Cost and Implementation
Component Costs
PHY: 1000BASE-T1 ($3-8) vs 10BASE-T1S ($1-3)
Magnetics: 1000BASE-T1 ($1-3) vs 10BASE-T1S ($0.50-1.50)
Cable: Similar costs, but 10BASE-T1S multi-drop reduces total length
Switches: 1000BASE-T1 costs more but gap narrowing
PCB Complexity
1000BASE-T1:
- 100Ω differential ±10%
- Length matching ±5-10 mils
- Symmetric routing
- Continuous ground planes
- Careful via design
- Minimum 6-layer PCBs
10BASE-T1S:
- 100Ω differential (wider tolerance)
- Relaxed length matching
- Forgiving of imperfections
- Often 4-layer PCBs sufficient
Implementation Guidelines
Use 1000BASE-T1 For:
- High-bandwidth sensors (>10 Mbps)
- Domain controller interconnections
- Switch uplinks
- Sub-millisecond latency applications
- Future bandwidth growth
Use 10BASE-T1S For:
- Low-bandwidth sensors
- Clustered sensors (e.g., parking sensors)
- Cost-sensitive applications
- EMC-sensitive zones
- Power-constrained systems
Migration Strategy
- Phase 1: 1000BASE-T1 backbone
- Phase 2: Zone modules with mixed PHYs
- Phase 3: Migrate legacy sensors to 10BASE-T1S
- Phase 4: Optimize topology
Future Developments
Multi-Gigabit Standards
IEEE developing higher-speed standards:
- 2.5GBASE-T1: 2.5 Gbps
- 5GBASE-T1: 5 Gbps for high-res cameras/lidar
- 10GBASE-T1: Long-term for centralized architectures
Higher speeds bring greater EMC challenges and may require shielding.
Time-Sensitive Networking
IEEE 802.1 TSN standards provide deterministic performance:
- 802.1AS: Time synchronization
- 802.1Qbv: Time-aware scheduling
- 802.1Qbu/802.3br: Frame preemption
- 802.1CB: Frame replication for reliability
TSN integrates into both PHY types for safety-critical applications.
Conclusion
Selection between 1000BASE-T1 and 10BASE-T1S requires analyzing bandwidth, cost, EMC, and architecture.
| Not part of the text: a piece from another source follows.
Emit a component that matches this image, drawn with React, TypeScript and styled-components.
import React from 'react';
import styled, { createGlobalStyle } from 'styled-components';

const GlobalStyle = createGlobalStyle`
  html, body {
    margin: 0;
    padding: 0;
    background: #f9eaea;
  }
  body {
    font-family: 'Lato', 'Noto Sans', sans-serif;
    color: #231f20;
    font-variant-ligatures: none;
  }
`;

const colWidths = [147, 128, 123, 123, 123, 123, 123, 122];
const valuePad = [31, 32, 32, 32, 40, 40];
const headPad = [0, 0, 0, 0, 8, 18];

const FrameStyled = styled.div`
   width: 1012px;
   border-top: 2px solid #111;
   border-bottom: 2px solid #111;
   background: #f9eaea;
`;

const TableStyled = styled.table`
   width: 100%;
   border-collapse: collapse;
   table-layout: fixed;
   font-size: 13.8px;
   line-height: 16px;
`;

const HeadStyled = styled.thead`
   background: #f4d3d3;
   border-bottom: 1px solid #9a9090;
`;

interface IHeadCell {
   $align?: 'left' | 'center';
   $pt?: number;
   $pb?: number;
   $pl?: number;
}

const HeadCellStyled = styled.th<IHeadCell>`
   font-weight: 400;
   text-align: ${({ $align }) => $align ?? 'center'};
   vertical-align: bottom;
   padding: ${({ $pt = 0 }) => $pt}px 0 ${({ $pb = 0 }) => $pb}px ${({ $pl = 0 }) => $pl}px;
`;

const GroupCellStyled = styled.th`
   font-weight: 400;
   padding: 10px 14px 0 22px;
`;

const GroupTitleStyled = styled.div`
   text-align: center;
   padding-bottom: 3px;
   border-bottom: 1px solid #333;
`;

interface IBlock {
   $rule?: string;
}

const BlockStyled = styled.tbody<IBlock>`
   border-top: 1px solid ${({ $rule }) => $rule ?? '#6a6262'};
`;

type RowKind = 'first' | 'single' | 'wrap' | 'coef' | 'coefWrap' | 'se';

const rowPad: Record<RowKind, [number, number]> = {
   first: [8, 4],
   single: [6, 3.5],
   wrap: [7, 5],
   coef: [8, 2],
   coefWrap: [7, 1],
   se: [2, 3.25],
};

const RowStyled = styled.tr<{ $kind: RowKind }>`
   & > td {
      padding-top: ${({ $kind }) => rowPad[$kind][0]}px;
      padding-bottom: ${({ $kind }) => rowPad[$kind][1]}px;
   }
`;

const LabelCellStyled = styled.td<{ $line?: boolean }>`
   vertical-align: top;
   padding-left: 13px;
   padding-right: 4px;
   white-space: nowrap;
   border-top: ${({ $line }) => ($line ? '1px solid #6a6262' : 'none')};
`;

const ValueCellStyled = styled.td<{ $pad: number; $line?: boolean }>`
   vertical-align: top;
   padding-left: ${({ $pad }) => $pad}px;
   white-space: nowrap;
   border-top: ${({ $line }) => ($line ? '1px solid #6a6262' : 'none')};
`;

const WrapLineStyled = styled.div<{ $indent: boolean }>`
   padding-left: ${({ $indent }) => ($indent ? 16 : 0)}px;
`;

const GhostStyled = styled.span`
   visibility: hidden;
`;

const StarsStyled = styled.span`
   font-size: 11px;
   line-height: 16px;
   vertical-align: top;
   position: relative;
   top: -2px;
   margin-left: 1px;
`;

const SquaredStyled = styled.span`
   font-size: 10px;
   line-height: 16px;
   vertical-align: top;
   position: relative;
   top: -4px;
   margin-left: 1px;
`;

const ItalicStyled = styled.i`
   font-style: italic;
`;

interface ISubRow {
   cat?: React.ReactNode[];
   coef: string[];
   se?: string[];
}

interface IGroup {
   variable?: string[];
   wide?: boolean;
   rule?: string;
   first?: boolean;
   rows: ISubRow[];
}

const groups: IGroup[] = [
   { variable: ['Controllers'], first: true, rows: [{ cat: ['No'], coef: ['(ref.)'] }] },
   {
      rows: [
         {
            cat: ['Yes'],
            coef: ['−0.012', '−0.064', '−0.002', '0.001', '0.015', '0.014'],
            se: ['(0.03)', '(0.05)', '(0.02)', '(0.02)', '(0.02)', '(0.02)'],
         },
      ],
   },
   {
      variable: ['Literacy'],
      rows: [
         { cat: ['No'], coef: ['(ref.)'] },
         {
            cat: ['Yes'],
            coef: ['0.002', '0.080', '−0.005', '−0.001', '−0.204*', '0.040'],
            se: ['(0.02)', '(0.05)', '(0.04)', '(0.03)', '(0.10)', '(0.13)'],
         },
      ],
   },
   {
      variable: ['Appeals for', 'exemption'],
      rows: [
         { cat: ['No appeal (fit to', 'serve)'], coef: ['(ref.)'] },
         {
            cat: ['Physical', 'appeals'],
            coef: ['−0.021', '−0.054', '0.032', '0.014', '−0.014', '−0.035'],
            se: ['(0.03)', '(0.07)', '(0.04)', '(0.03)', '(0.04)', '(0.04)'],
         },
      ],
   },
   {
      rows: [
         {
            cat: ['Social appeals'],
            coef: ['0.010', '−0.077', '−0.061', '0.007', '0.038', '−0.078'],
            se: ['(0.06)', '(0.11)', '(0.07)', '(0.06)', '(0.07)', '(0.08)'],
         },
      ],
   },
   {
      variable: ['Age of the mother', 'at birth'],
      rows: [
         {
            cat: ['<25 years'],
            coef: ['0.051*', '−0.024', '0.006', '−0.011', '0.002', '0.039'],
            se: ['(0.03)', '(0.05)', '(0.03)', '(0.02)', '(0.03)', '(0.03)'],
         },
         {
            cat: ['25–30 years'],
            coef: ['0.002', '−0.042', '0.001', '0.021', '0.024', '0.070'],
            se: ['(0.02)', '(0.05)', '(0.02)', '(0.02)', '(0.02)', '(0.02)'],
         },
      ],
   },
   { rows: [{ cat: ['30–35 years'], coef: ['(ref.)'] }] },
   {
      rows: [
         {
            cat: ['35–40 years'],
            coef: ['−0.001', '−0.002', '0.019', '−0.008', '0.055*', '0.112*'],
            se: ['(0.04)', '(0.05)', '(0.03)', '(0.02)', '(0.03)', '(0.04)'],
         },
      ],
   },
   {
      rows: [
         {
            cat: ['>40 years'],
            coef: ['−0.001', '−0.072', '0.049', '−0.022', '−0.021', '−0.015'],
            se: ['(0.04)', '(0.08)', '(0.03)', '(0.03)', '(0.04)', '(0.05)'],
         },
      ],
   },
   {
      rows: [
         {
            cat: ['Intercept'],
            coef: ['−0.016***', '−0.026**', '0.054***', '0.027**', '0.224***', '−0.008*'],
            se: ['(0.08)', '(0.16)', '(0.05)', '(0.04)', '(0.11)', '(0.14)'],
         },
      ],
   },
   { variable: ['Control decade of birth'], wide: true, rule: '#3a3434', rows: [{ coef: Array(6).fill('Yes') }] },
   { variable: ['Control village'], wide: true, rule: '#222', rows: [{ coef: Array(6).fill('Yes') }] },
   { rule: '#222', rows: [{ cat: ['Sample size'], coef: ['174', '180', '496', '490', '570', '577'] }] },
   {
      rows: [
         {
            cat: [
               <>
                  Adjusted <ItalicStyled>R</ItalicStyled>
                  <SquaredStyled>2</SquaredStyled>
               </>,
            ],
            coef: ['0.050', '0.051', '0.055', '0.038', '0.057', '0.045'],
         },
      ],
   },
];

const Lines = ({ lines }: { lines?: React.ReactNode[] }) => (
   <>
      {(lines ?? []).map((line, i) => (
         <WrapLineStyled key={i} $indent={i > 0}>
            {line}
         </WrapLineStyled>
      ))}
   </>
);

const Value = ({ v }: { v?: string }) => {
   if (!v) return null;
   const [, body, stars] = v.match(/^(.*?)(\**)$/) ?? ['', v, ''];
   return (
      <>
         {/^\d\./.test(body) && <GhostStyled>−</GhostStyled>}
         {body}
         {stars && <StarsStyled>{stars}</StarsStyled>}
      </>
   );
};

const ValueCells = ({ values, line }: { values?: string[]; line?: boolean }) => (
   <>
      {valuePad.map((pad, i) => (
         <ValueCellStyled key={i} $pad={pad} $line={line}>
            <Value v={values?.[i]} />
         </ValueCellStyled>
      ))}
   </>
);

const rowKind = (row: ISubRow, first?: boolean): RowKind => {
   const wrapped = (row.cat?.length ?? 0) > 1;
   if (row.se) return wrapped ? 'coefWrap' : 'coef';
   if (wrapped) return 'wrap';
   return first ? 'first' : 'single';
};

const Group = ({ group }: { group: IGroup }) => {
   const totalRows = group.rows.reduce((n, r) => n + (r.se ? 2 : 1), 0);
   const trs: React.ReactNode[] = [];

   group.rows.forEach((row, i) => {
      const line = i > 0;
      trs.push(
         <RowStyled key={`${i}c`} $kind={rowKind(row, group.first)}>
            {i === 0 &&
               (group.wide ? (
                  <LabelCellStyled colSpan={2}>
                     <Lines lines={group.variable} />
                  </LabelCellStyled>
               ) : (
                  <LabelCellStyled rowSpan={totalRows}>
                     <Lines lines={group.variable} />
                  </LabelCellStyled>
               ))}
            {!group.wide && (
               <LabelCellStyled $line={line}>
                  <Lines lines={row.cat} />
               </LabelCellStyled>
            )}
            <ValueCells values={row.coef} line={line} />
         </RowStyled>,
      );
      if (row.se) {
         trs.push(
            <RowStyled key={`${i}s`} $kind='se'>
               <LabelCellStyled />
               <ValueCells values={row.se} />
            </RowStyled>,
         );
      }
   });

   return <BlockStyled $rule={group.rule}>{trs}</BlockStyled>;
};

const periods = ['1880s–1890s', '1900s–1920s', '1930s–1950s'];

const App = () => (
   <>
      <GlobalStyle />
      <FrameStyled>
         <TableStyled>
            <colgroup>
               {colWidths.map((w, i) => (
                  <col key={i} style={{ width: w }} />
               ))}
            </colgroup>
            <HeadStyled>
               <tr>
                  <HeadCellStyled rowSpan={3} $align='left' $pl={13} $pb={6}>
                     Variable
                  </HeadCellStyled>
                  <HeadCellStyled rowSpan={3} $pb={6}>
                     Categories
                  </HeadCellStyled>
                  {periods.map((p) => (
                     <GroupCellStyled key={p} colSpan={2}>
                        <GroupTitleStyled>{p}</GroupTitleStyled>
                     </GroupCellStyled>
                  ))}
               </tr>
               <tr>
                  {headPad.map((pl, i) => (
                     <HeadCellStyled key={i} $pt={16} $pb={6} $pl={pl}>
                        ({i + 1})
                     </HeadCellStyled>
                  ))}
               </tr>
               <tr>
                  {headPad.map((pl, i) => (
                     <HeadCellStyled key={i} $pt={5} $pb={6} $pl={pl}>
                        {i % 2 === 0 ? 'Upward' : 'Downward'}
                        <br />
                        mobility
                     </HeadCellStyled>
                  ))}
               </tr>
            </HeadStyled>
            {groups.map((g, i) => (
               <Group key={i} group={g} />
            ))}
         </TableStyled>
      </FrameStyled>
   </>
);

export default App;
Neither is universally superior.
1000BASE-T1 provides gigabit bandwidth for sensor fusion and domain controllers, enabling advanced ADAS and autonomous driving. Trade-offs include higher cost, power, and EMC challenges.
10BASE-T1S enables cost-effective networking of lower-bandwidth sensors via multi-drop. Lower frequency simplifies EMC, reduces power and cost. PLCA provides deterministic latency for soft real-time.
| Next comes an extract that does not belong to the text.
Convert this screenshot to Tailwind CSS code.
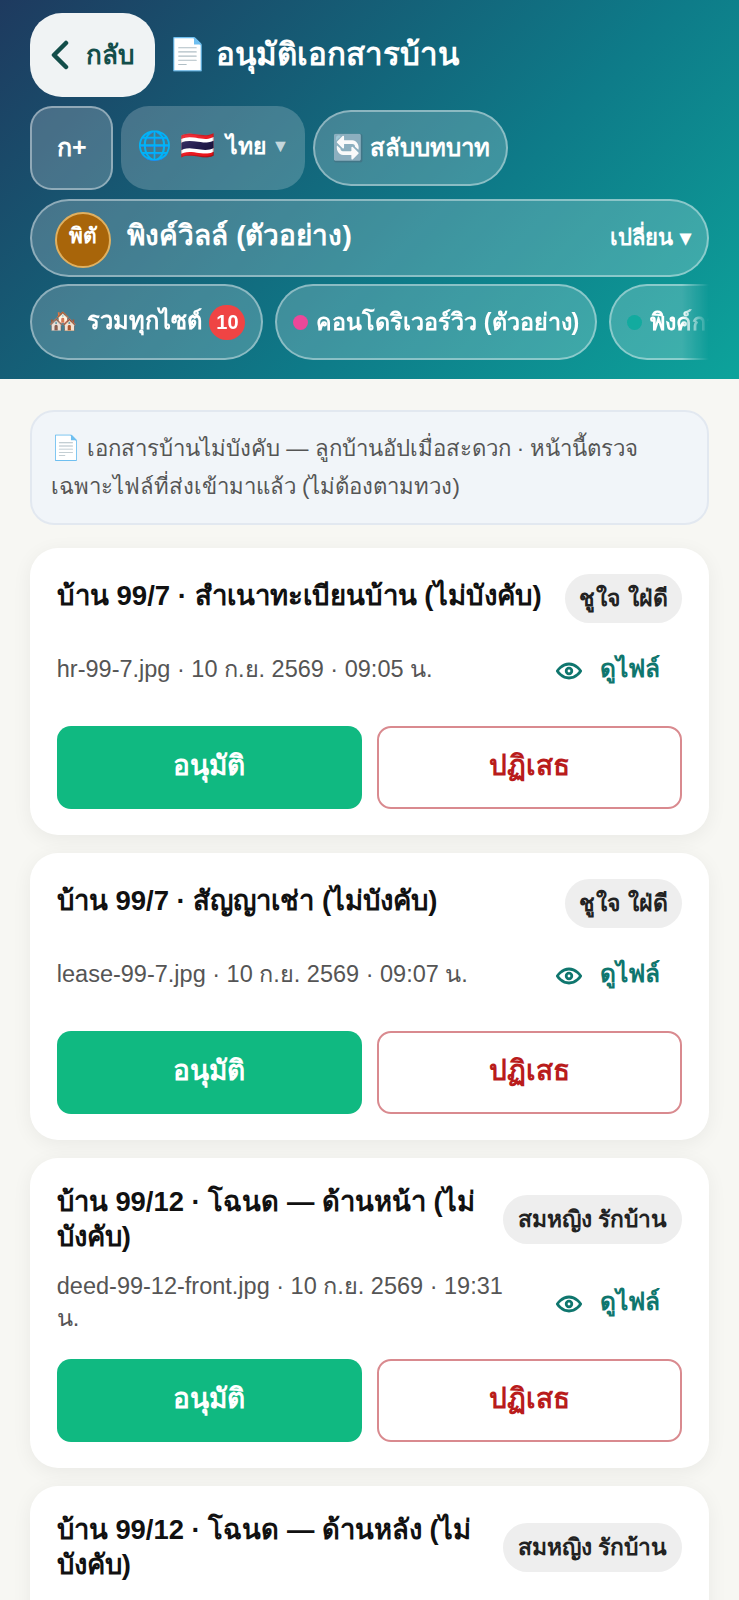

Most architectures use both: 1000BASE-T1 for backbone and high-bandwidth sensors; 10BASE-T1S for zone sensor clusters. This hybrid optimizes performance, cost, and complexity.
As vehicles evolve toward software-defined and autonomous systems, networks will support increasing bandwidth and real-time demands. Understanding PHY trade-offs is essential for next-generation designs.
Automotive Ethernet convergence with TSN will enable safety-critical and best-effort traffic coexistence, representing the future where IP protocols replace legacy buses while meeting automotive requirements.